Set out each line from the following listing that includes the word "this".

● **SOURCE MATERIAL**:
....................
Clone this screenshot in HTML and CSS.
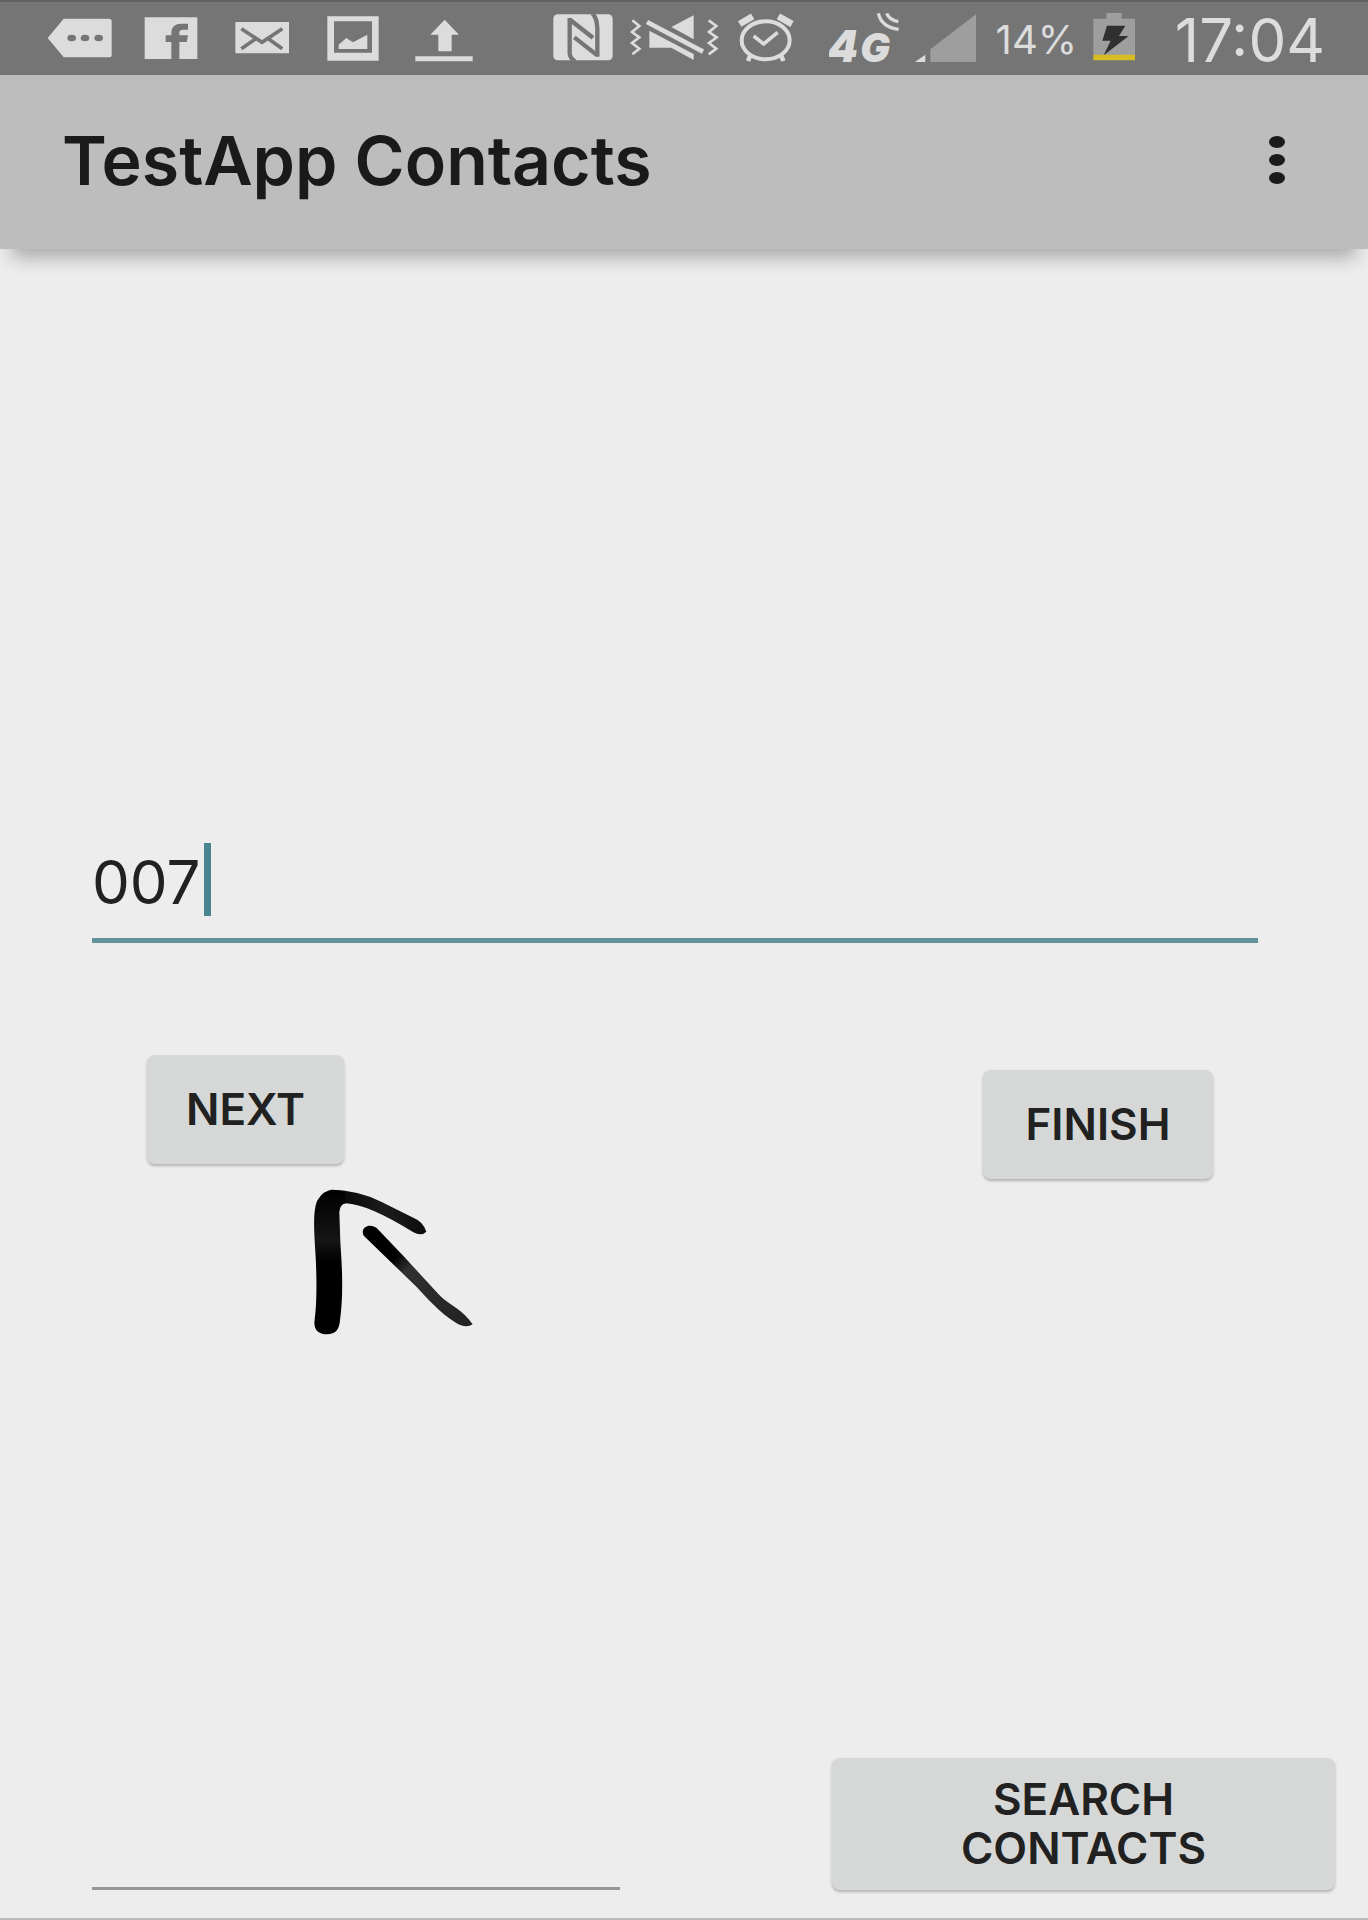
FILE: index.html
```html
<!DOCTYPE html>
<html lang="en">
<head>
<meta charset="utf-8">
<meta name="viewport" content="width=device-width, initial-scale=1">
<title>TestApp Contacts</title>
<link rel="stylesheet" href="styles.css">
</head>
<body>
<div class="status-bar">
  <div class="notifications">
    <svg class="note-icon" viewBox="142 0 198 225" aria-hidden="true"><path fill="#dcdcdc" d="M192 56H328Q336 56 336 64V164Q336 172 328 172H192L144 114Z"/><g fill="#757575"><ellipse cx="216" cy="114" rx="13" ry="10"/><ellipse cx="256" cy="114" rx="13" ry="10"/><ellipse cx="297" cy="114" rx="13" ry="10"/></g></svg>
    <svg class="note-icon" viewBox="414 0 198 225" aria-hidden="true"><path fill="#dcdcdc" d="M434 52H592V177H538V126H560L564 106H538V98Q538 89 549 89H564V71H545Q514 71 514 98V106H497V126H514V177H434Z"/></svg>
    <svg class="note-icon" viewBox="689 0 198 225" aria-hidden="true"><path fill="#dcdcdc" d="M708 66H869V160H708Z"/><path d="M726 86L788 127L849 86M726 146L768 117M849 146L808 117" fill="none" stroke="#757575" stroke-width="11"/></svg>
    <svg class="note-icon" viewBox="962 0 198 225" aria-hidden="true"><path fill="#dcdcdc" fill-rule="evenodd" d="M984 49H1138V182H984ZM1004 64V158H1118V64Z"/><path fill="#dcdcdc" d="M1018 147V134L1041 114L1061 127L1104 104V147Z"/></svg>
    <svg class="note-icon" viewBox="1235 0 198 225" aria-hidden="true"><path fill="#dcdcdc" d="M1336 59L1379 104H1357V154H1317V104H1293ZM1248 169H1420V184H1248Z"/></svg>
  </div>
  <div class="indicators">
    <svg class="nfc" viewBox="68 0 180 225" aria-hidden="true"><rect x="69" y="43" width="178" height="138" rx="13" fill="#dcdcdc"/><path d="M118 54V160Q119 174 134 184M117 58L188 113M201 170V86Q200 54 186 40M201 166L132 112" fill="none" stroke="#757575" stroke-width="13"/></svg>
    <svg class="vibrate" viewBox="297 0 276 225" aria-hidden="true"><g fill="#dcdcdc"><path d="M424 81L491 46V118ZM358 92L491 162V180L424 143H358Z"/></g><path d="M351 66L519 155" stroke="#757575" stroke-width="27"/><path d="M351 66L519 155" stroke="#dcdcdc" stroke-width="14"/><path d="M307 61L328 78L306 96L328 112L306 129L328 146L307 163M536 61L559 78L537 96L560 112L537 129L559 146L536 163" fill="none" stroke="#dcdcdc" stroke-width="8"/></svg>
    <svg class="alarm" viewBox="619 0 228 225" aria-hidden="true"><g fill="none" stroke="#dcdcdc"><ellipse cx="705" cy="121" rx="72" ry="57" stroke-width="12"/><path d="M669 108L699 132L741 97" stroke-width="11"/><path d="M627 72L666 49M743 49L784 72" stroke-width="20"/><path d="M658 168L652 183M752 168L758 183" stroke-width="14"/></g></svg>
    <svg class="network" viewBox="896 0 210 225" role="img" aria-label="4G"><text class="network-label" x="892" y="186" font-size="130">4</text><text class="network-label" x="990" y="186" font-size="118">G</text><path d="M1044 40Q1054 82 1105 88M1069 40Q1077 60 1104 65" fill="none" stroke="#dcdcdc" stroke-width="10"/></svg>
    <svg class="signal" viewBox="40 0 186 225" aria-hidden="true"><path fill="#9e9e9e" d="M86 186V148L223 43V186Z"/><path fill="#dcdcdc" d="M40 186L71 164V186Z"/></svg>
    <span class="charge">14%</span>
    <svg class="battery" viewBox="576 0 126 225" aria-hidden="true"><path fill="#9e9e9e" d="M577 56H616V39H662V56H702V165H577Z"/><path fill="#d8bd22" d="M577 164H702V181H577Z"/><path fill="#303030" d="M618 77H673L654 108H683L608 166L629 122H604Z"/></svg>
    <time class="clock">17:04</time>
  </div>
</div>
<header class="app-bar">
  <h1 class="title">TestApp Contacts</h1>
  <button class="more" type="button" aria-label="More options"><span class="dot"></span><span class="dot"></span><span class="dot"></span></button>
</header>
<main class="content">
  <div class="field">
    <input class="field-input" type="text" value="007" aria-label="Contact number">
    <span class="caret"></span>
  </div>
  <div class="actions">
    <div class="next-wrap">
      <button class="btn btn-next" type="button">NEXT</button>
      <svg class="arrow" viewBox="570 470 510 450" aria-hidden="true">
        <defs>
          <linearGradient id="ink" x1="0" y1="0" x2="0" y2="1"><stop offset="0"/><stop offset=".35" stop-color="#151515"/><stop offset=".5"/></linearGradient>
          <linearGradient id="ink-tip" x1="0" y1="0" x2="1" y2="0"><stop offset="0"/><stop offset=".6" stop-color="#1c1c1c"/><stop offset="1" stop-color="#0c0c0c"/></linearGradient>
          <linearGradient id="ink-tail" x1="0" y1="0" x2="1" y2="1"><stop offset=".3"/><stop offset=".42" stop-color="#303030"/><stop offset="1" stop-color="#222"/></linearGradient>
        </defs>
        <path fill="url(#ink-tip)" d="M632 478Q720 480 785 515L880 562Q910 574 919 604Q904 619 880 606Q745 522 677 519Q658 520 655 550L610 530Z"/>
        <path fill="url(#ink)" d="M640 478Q610 478 591 512C578 545 582 600 587 680C591 760 590 820 584 868C579 900 597 912 621 912C647 912 658 898 660 870C671 790 666 705 661 635L658 545Q660 520 680 518L672 482Z"/>
        <path fill="url(#ink-tail)" d="M728 605C730 584 758 580 775 598L851 678L960 796C990 825 1030 839 1058 882Q1038 897 1004 875C960 848 920 802 890 770L735 620Q728 614 728 605Z"/>
      </svg>
    </div>
    <button class="btn btn-finish" type="button">FINISH</button>
  </div>
  <div class="search">
    <input class="search-input" type="text" aria-label="Search term">
    <button class="btn" type="button">SEARCH<br>CONTACTS</button>
  </div>
</main>
</body>
</html>
```
FILE: styles.css
```css
* {
  box-sizing: border-box;
}

body {
  display: flex;
  flex-direction: column;
  min-height: 100vh;
  margin: 0;
  background: #ededed;
  border-bottom: 2px solid #bcbcbc;
  color: #212121;
  font-family: Inter, Roboto, sans-serif;
}

.status-bar {
  display: flex;
  justify-content: space-between;
  height: 75px;
  padding: 0 43px 0 47px;
  background: linear-gradient(#606060 2px, #757575 2px);
  color: #dcdcdc;
}

.status-bar svg {
  display: block;
  flex: none;
  height: 75px;
}

.notifications {
  display: flex;
  gap: 25px;
}

.note-icon {
  width: 66px;
}

.indicators {
  display: flex;
  gap: 16px;
}

.nfc {
  width: 60px;
}

.vibrate {
  width: 92px;
}

.alarm {
  width: 76px;
}

.network {
  width: 70px;
}

.network-label {
  fill: #dcdcdc;
  font-style: italic;
  font-weight: 900;
}

.signal {
  width: 62px;
}

.charge {
  width: 84px;
  font-size: 40px;
  line-height: 80px;
  text-align: right;
}

.battery {
  width: 42px;
}

.clock {
  width: 174px;
  font-size: 60px;
  line-height: 80px;
  text-align: right;
}

.app-bar {
  display: flex;
  align-items: center;
  justify-content: space-between;
  height: 174px;
  padding: 0 68px 4px 62px;
  background: #bdbdbd;
  box-shadow: 0 20px 18px -12px rgba(0, 0, 0, 0.3);
}

.title {
  margin: 0;
  color: #1a1a1a;
  font-size: 68px;
  font-weight: 600;
  line-height: 80px;
}

.more {
  display: flex;
  flex-direction: column;
  gap: 6px;
  padding: 8px 15px;
  border: 0;
  background: none;
}

.dot {
  width: 16px;
  height: 12px;
  border-radius: 50%;
  background: #1a1a1a;
}

.content {
  display: flex;
  flex: 1;
  flex-direction: column;
  padding: 590px 33px 28px 92px;
}

.field {
  position: relative;
  margin-right: 77px;
}

.field-input {
  display: block;
  width: 100%;
  height: 104px;
  padding: 0 0 14px;
  border: 0;
  border-bottom: 5px solid #64929b;
  outline: 0;
  background: none;
  color: inherit;
  font: 400 60px/80px Inter, Roboto, sans-serif;
}

.caret {
  position: absolute;
  top: 4px;
  left: 112px;
  width: 7px;
  height: 73px;
  background: #4b8491;
}

.actions {
  display: flex;
  justify-content: space-between;
  margin-top: 112px;
  padding: 0 122px 0 55px;
}

.next-wrap {
  position: relative;
}

.btn {
  min-height: 109px;
  padding: 0 16px;
  border: 0;
  border-radius: 8px;
  background: #d6d8d7;
  box-shadow: 0 2px 3px rgba(0, 0, 0, 0.25);
  color: #212121;
  font: 600 44px/49px Inter, Roboto, sans-serif;
}

.btn-next {
  min-width: 197px;
}

.btn-finish {
  min-width: 230px;
  margin-top: 15px;
}

.arrow {
  position: absolute;
  top: 132px;
  left: 163px;
  width: 170px;
  height: 150px;
}

.search {
  display: grid;
  grid-template-columns: 528fr 503fr;
  gap: 212px;
  margin-top: auto;
}

.search .btn {
  min-height: 132px;
}

.search-input {
  width: 100%;
  padding: 0;
  border: 0;
  border-bottom: 3px solid #969696;
  outline: 0;
  background: none;
  color: inherit;
  font: 400 60px/80px Inter, Roboto, sans-serif;
}
```
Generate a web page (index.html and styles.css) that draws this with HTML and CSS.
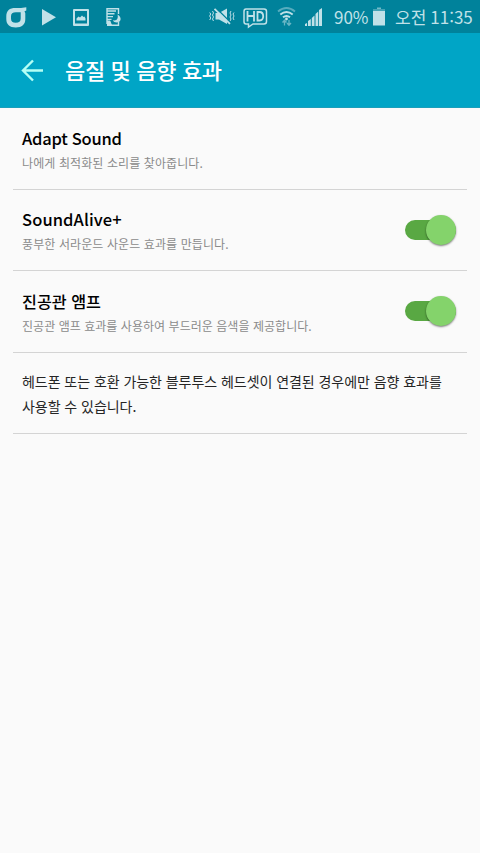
FILE: index.html
```html
<!DOCTYPE html>
<html lang="ko">
<head>
  <meta charset="UTF-8">
  <meta name="viewport" content="width=device-width, initial-scale=1">
  <title>음질 및 음향 효과</title>
  <link rel="stylesheet" href="styles.css">
</head>
<body>

  <div class="statusbar">
    <svg class="icons-left" width="130" height="33" viewBox="0 0 130 33">
      <path d="M26.300 7.300v3.200l-1.800.7.800 2V19c0 5.500-3.300 8.500-9.500 8.500S6.300 24.500 6.300 19v-2.500C6.300 10.500 9.500 8 15.500 8h5.500zM16 12.300c-3.500 0-5 1.300-5 4v2.200c0 3 1.500 4.300 4.800 4.300s4.900-1.300 4.900-4.300v-6.200z" fill-rule="evenodd"/>
      <path d="M42 9v16.500L56 17.200z"/>
      <path d="M74 9h14q1 0 1 1v15q0 1-1 1H74q-1 0-1-1V10q0-1 1-1zM75 11v12.500h12V11z" fill-rule="evenodd"/>
      <path d="M76.500 20.500v-2l2-2 1.500 1 2-2 1.500 1.500 1-.5 1 2v2z"/>
      <g fill="none" stroke="#c0e1e8" stroke-width="1.400">
        <path d="M107 24V8.800h11.500V14M107 11h9M107 13.800h7.500M107 16.600h6M107 19.400h4.500M107 22.200h3.500"/>
        <path d="M118.500 22v3.300H107"/>
      </g>
      <path d="M107 25.500v-5h3l2 4.500z"/>
      <path d="M117.500 14.500c4.500 2.500 4 7.500-.5 8-2 .1-3.500-.7-4-2.200 4 .8 5.500-2 4.500-5.800z"/>
    </svg>

    <svg class="icons-right" width="122" height="33" viewBox="206 0 122 33">
      <!-- vibrate / mute -->
      <path d="M215.500 13h3.500l8-4.500V24l-8-4.500h-3.500z"/>
      <g fill="none" stroke="#c0e1e8">
        <path d="M212.500 11l1 2-1 2 1 2-1 2 1 2M209.700 12.500l1 1.500-1 2 1 2-1 2M231 11l-1 2 1 2-1 2 1 2-1 2M234 12.500l-1 1.500 1 2-1 2 1 2"/>
        <path d="M216.500 8.500l15 15" stroke="#00829b" stroke-width="1.600"/>
        <path d="M214.500 8.800l15.500 15" stroke-width="1.800"/>
      </g>
      <!-- HD -->
      <path d="M246 9h18q2.500 0 2.500 2.500v10q0 2.500-2.500 2.500h-11l-4.500 3v-3H246q-2 0-2-2.500v-10Q244 9 246 9z" fill="none" stroke="#c0e1e8" stroke-width="1.500"/>
      <path d="M247.500 11v10.500M254 11v10.500M247.500 16h6.500M257.500 12v8.500h2q3.700 0 3.700-4.200t-3.700-4.300z" fill="none" stroke="#c0e1e8" stroke-width="1.800"/>
      <!-- wifi -->
      <g fill="none" stroke="#c0e1e8" stroke-width="1.900">
        <path d="M278 11.500q8.500-7 17 0" opacity=".45"/>
        <path d="M280.300 14.500q6.200-5 12.400 0M283 17.300q3.500-2.800 7 0"/>
      </g>
      <circle cx="286.500" cy="19" r="1.400"/>
      <path d="M284.500 25.500v-5M282.500 22.500l2-2.300 2 2.300M289 20v5M287 23l2 2.300 2-2.300" fill="none" stroke="#c0e1e8" stroke-width="1.300" opacity=".55"/>
      <!-- signal -->
      <path d="M305 24l2-1v3h-2zM308 21l2.800-2v7H308zM311.800 18l2.700-2.500V26h-2.700zM315.500 14l2.700-2.500V26h-2.700zM319 10l3-2v18h-3z"/>
    </svg>

    <span class="percent">90%</span>
    <svg class="battery" width="12" height="33" viewBox="0 0 12 33">
      <path d="M4 7.500h4V9H4z" opacity=".6"/>
      <path d="M0 9h12v2H0z" opacity=".35"/>
      <path d="M0 11h12v14.500H0z"/>
    </svg>
    <span class="clock"><span>오전</span><span>11:35</span></span>
  </div>

  <header class="header">
    <svg class="back" width="24" height="24" viewBox="0 0 24 24">
      <path d="M23 12.500H3M13 2.500L3 12.500l10 10" fill="none" stroke="#b4fff5" stroke-width="2.400"/>
    </svg>
    <h1>음질 및 음향 효과</h1>
  </header>

  <main class="list">
    <section class="item">
      <div class="text">
        <h2 class="adapt">Adapt Sound</h2>
        <p>나에게 최적화된 소리를 찾아줍니다.</p>
      </div>
    </section>
    <section class="item">
      <div class="text">
        <h2 class="alive">SoundAlive+</h2>
        <p>풍부한 서라운드 사운드 효과를 만듭니다.</p>
      </div>
      <div class="switch"></div>
    </section>
    <section class="item">
      <div class="text">
        <h2>진공관 앰프</h2>
        <p class="long">진공관 앰프 효과를 사용하여 부드러운 음색을 제공합니다.</p>
      </div>
      <div class="switch"></div>
    </section>
    <section class="item note">
      헤드폰 또는 호환 가능한 블루투스 헤드셋이 연결된 경우에만 음향 효과를<br>사용할 수 있습니다.
    </section>
  </main>

</body>
</html>
```

FILE: styles.css
```css
* {
  box-sizing: border-box;
}
body {
  margin: 0;
  min-height: 853px;
  background: #fafafa;
  color: #000;
  font-family: "Noto Sans CJK KR", sans-serif;
}
h1, h2, p {
  margin: 0;
}
svg {
  display: block;
  flex: none;
}
.statusbar {
  display: flex;
  height: 33px;
  background: #00829b;
  color: #c0e1e8;
  fill: #c0e1e8;
  line-height: 33px;
  white-space: nowrap;
}
.icons-right {
  margin-left: 76px;
}
.percent {
  width: 39px;
  margin-left: 6px;
  font-size: 17px;
}
.clock {
  display: flex;
  gap: 4px;
  margin-left: 10px;
  font-size: 17px;
}
.header {
  display: flex;
  align-items: center;
  height: 75px;
  padding-left: 20px;
  background: #00a5c6;
  border-bottom: 1px solid #1b9fba;
  color: #fff;
}
.header h1 {
  margin-left: 21px;
  padding-bottom: 2px;
  font-size: 22px;
  font-weight: 500;
  letter-spacing: -0.35px;
  line-height: 30px;
}
.list {
  padding: 0 13px;
}
.item {
  display: flex;
  align-items: center;
  justify-content: space-between;
  height: 81.500px;
  padding: 0 11px 0 9px;
  border-bottom: 1px solid #d4d4d4;
  white-space: nowrap;
}
.text {
  padding-top: 4px;
}
.item h2 {
  font-size: 16.200px;
  font-weight: 500;
  line-height: 25px;
}
.item .adapt {
  font-size: 16.500px;
  letter-spacing: -0.25px;
}
.item .alive {
  font-size: 16.500px;
  letter-spacing: 0.1px;
}
.item p {
  color: #8a8a8a;
  font-size: 12px;
  letter-spacing: 0.1px;
  line-height: 24px;
}
.item .long {
  letter-spacing: 0.04px;
}
.switch {
  width: 51px;
  height: 20px;
  border-radius: 10px;
  background: #59a843;
}
.switch::after {
  content: "";
  display: block;
  width: 30px;
  height: 30px;
  margin: -5px 0 0 auto;
  border-radius: 50%;
  background: #84d36b;
  box-shadow: 0 1px 2px rgba(0, 0, 0, 0.5);
}
.note {
  padding-top: 2px;
  color: #252525;
  font-size: 14px;
  letter-spacing: -0.05px;
  line-height: 25px;
}
```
....................
● **WRITTEN SOLUTION**:
Clone this screenshot in HTML and CSS.
Generate a web page (index.html and styles.css) that draws this with HTML and CSS.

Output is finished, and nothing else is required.